[start]

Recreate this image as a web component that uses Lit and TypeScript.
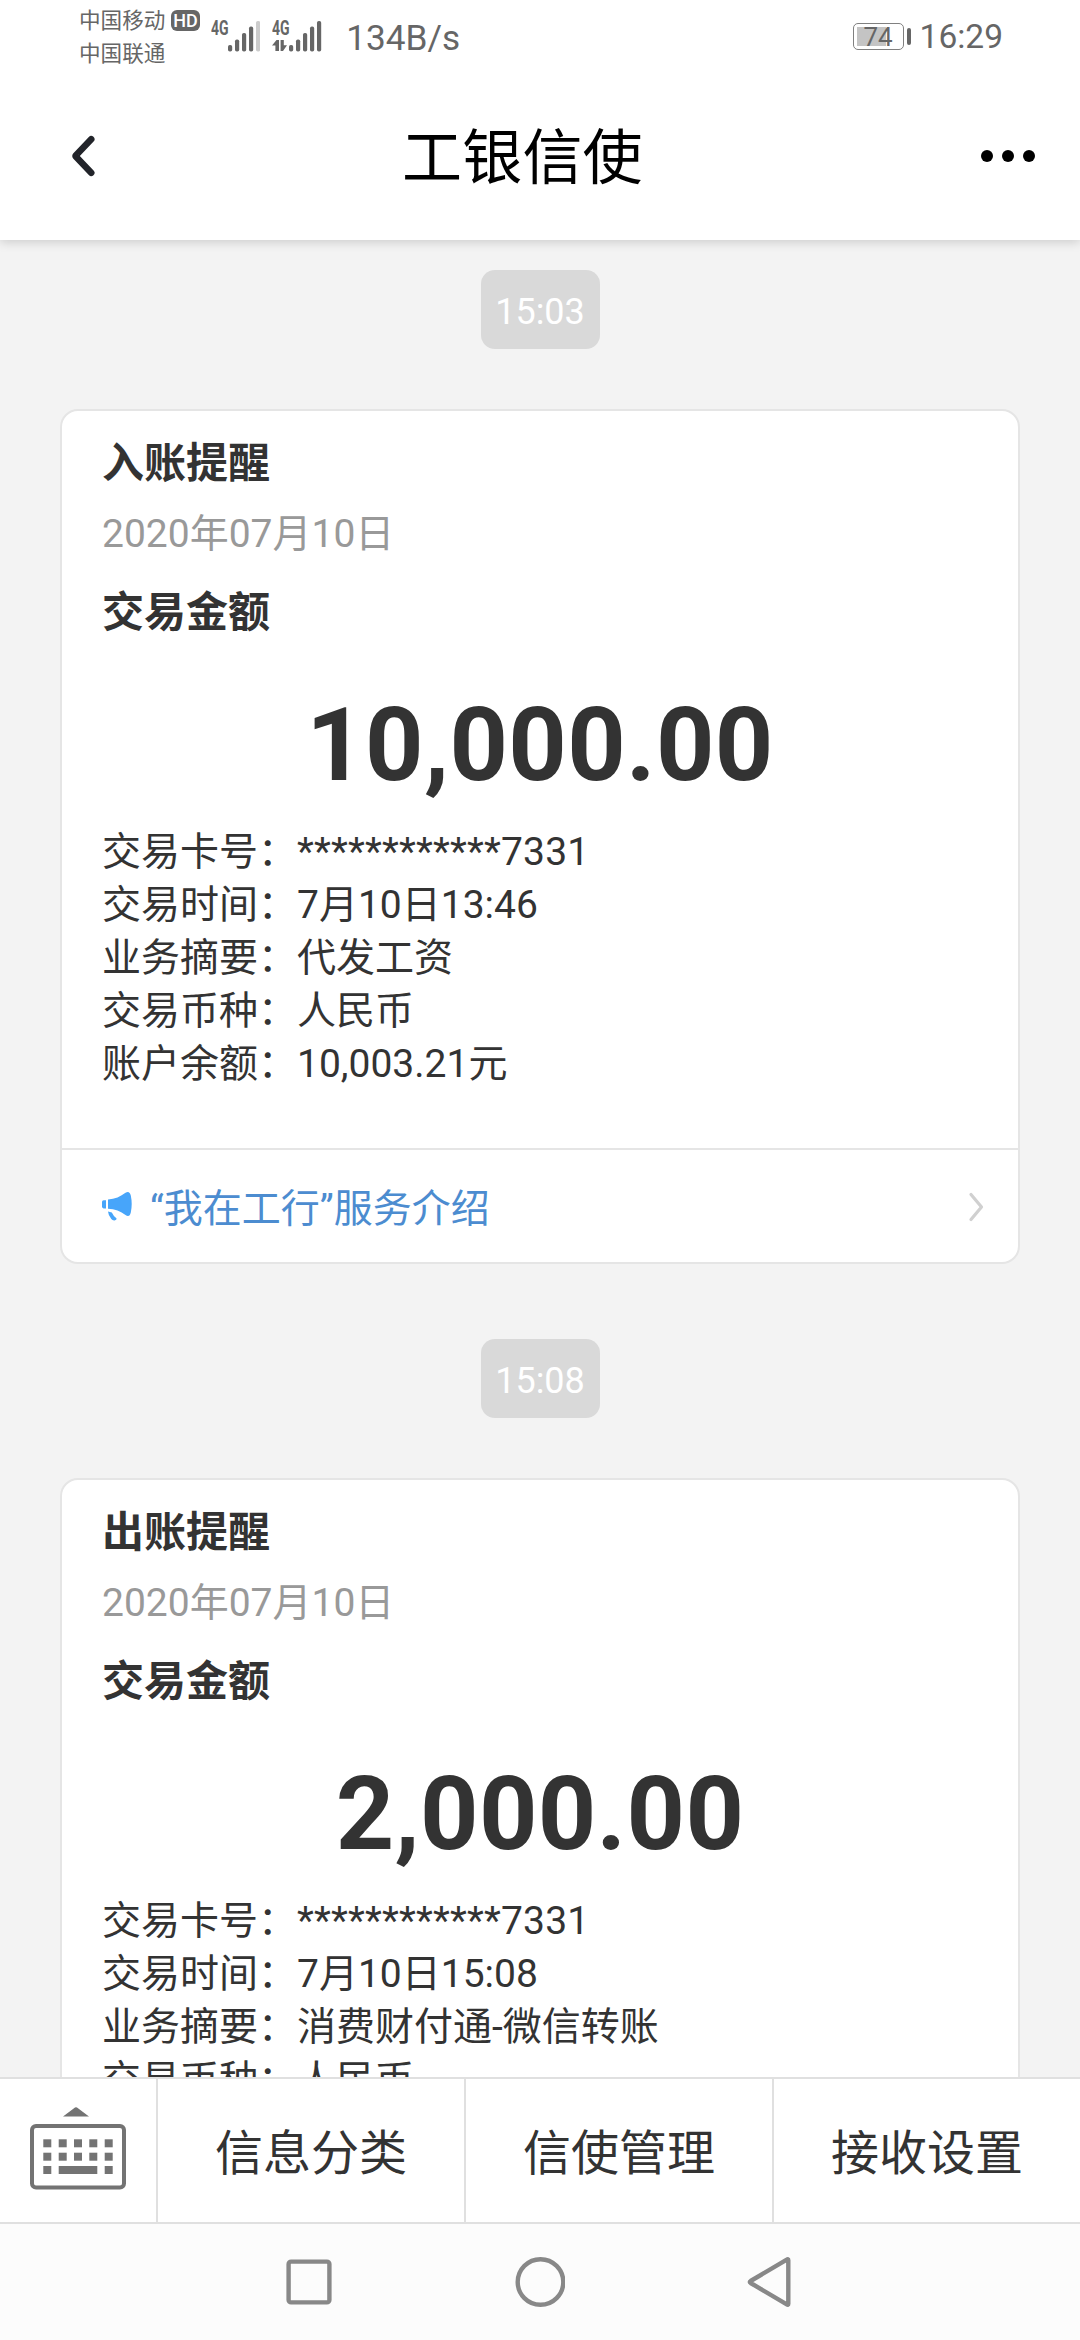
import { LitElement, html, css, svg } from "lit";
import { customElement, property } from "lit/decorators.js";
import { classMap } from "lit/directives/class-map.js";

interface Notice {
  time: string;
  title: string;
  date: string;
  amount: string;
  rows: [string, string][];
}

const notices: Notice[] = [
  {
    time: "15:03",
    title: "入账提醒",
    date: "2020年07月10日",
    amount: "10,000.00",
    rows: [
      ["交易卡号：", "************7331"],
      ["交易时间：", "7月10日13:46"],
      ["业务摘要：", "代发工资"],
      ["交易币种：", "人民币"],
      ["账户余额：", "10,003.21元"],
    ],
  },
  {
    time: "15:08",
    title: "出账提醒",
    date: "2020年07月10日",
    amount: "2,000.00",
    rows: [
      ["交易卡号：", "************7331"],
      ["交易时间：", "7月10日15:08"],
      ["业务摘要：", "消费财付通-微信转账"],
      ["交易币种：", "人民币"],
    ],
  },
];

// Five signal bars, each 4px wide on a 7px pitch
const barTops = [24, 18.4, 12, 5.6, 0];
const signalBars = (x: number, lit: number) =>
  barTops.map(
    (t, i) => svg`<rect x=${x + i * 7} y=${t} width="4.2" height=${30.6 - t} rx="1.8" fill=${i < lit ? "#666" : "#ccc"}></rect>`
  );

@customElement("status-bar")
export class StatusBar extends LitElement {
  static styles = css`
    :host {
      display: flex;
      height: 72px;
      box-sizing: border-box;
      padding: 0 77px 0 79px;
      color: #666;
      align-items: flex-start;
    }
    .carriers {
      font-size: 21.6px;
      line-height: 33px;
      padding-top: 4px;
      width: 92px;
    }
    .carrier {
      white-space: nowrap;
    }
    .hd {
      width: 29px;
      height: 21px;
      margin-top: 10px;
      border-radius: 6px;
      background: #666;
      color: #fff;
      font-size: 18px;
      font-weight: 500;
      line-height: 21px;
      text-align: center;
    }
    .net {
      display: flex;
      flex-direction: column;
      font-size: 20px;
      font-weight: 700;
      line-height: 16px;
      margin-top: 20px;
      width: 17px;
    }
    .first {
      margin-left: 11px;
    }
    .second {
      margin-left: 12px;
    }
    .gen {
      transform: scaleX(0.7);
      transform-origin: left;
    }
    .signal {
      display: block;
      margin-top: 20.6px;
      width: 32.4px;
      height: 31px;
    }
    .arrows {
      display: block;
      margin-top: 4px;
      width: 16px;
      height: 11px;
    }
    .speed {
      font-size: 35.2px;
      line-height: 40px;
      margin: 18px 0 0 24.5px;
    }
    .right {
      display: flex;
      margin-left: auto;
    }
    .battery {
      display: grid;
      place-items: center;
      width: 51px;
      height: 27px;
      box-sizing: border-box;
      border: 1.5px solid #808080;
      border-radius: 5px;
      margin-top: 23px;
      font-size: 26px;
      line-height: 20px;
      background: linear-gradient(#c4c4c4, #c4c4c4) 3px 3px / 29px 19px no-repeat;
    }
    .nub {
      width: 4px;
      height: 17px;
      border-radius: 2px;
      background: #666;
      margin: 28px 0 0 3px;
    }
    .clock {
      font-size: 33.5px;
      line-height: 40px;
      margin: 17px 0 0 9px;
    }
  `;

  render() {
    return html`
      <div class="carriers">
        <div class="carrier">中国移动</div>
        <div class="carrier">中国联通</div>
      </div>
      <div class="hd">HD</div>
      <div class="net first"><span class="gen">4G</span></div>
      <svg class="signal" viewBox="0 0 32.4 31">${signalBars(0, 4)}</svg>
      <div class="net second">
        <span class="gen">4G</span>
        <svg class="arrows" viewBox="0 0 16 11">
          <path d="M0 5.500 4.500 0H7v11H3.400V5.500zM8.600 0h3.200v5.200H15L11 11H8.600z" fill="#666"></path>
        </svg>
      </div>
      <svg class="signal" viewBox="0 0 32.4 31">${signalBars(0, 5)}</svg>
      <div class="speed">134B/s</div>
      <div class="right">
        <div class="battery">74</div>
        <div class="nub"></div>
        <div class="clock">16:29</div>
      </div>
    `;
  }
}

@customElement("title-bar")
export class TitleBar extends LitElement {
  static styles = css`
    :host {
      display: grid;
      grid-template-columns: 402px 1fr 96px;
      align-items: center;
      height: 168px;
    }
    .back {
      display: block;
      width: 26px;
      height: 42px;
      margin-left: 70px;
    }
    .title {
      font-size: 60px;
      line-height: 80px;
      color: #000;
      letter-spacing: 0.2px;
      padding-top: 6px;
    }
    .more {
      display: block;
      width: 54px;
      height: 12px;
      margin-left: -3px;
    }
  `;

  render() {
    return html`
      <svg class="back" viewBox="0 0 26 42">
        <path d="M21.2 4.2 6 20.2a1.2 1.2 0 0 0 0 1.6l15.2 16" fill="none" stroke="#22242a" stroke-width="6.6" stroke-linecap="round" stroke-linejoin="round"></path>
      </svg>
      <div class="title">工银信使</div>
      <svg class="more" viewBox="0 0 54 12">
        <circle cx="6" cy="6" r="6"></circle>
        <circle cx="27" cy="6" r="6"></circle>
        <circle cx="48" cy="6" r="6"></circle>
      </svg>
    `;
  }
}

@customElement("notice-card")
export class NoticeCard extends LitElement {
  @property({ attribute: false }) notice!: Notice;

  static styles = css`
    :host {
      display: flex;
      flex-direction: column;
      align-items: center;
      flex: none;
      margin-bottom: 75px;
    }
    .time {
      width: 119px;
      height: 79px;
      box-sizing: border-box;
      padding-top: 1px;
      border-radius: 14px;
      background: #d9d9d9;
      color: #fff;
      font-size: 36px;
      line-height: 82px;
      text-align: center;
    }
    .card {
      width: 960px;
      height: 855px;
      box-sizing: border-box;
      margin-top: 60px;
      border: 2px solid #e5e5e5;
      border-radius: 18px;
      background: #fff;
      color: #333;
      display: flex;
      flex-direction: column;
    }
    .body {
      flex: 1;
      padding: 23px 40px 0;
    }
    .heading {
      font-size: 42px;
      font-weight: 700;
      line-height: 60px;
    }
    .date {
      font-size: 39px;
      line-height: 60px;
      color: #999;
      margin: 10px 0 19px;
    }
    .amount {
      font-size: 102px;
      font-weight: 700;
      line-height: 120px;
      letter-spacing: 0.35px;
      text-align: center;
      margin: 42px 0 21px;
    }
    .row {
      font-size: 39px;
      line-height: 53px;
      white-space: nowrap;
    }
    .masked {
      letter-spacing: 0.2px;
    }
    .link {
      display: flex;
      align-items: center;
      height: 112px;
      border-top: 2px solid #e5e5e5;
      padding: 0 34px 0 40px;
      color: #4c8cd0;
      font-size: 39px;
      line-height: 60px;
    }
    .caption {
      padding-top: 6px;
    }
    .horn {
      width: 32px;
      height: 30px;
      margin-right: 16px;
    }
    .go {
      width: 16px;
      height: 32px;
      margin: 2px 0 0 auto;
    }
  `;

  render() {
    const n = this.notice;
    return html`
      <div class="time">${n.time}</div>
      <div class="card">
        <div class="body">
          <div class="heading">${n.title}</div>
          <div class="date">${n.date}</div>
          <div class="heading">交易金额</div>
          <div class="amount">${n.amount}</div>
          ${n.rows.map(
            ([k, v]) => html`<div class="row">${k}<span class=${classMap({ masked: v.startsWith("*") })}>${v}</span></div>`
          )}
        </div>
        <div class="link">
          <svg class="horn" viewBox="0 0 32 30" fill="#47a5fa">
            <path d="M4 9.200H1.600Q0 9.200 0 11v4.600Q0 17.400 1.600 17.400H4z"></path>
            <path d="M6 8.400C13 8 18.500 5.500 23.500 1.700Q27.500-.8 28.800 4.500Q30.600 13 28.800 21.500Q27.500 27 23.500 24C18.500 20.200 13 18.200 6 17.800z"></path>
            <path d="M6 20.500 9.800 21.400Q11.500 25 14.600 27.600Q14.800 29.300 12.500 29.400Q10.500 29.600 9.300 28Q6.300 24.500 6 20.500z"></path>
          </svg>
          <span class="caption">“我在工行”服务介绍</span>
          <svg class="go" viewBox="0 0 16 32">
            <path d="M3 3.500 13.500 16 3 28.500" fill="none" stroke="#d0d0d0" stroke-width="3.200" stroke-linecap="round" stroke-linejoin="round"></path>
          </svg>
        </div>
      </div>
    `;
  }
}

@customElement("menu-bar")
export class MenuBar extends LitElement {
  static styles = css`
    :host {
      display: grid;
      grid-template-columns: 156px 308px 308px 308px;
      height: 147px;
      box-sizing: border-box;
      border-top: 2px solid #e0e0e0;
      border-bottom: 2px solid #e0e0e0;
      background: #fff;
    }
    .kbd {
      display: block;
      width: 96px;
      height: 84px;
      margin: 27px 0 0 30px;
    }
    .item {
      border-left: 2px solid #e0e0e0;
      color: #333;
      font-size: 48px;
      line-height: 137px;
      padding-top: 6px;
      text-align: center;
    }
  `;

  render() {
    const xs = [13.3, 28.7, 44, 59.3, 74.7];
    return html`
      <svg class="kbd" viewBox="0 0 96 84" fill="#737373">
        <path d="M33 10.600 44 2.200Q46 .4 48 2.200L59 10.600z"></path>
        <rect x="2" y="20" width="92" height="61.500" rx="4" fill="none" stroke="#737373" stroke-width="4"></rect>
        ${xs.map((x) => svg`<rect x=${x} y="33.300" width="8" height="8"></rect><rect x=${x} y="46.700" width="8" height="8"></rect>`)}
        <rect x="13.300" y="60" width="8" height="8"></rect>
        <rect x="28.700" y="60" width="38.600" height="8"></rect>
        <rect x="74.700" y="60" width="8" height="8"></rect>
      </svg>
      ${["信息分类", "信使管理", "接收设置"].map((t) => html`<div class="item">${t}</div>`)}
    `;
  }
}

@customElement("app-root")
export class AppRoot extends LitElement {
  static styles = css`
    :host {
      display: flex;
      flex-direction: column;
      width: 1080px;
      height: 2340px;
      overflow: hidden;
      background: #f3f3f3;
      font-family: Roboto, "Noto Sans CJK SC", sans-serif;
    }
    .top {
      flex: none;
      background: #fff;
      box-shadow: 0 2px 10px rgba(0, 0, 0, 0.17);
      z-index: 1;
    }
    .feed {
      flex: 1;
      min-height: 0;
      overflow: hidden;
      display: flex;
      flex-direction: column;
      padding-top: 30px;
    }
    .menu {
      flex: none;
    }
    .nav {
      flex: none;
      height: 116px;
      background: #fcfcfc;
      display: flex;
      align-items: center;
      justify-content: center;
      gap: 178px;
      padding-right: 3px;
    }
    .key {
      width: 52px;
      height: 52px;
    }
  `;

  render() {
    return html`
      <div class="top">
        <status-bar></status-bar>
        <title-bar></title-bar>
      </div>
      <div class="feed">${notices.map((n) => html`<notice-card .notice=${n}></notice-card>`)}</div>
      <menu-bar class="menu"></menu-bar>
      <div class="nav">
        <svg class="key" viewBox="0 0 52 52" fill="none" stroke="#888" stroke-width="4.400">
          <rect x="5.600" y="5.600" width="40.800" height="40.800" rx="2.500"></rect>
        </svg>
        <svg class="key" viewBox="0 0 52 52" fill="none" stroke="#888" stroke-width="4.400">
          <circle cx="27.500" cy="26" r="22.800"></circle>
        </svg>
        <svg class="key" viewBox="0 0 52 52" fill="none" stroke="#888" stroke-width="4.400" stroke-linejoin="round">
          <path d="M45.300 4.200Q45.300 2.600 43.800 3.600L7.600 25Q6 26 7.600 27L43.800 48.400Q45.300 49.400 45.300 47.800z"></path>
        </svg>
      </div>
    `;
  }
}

[end]

▸ **Written request**:
Report all lines of the material that contain the word "this".

▸ **Output below**:
Recreate this image as a web component that uses Lit and TypeScript.
    const n = this.notice;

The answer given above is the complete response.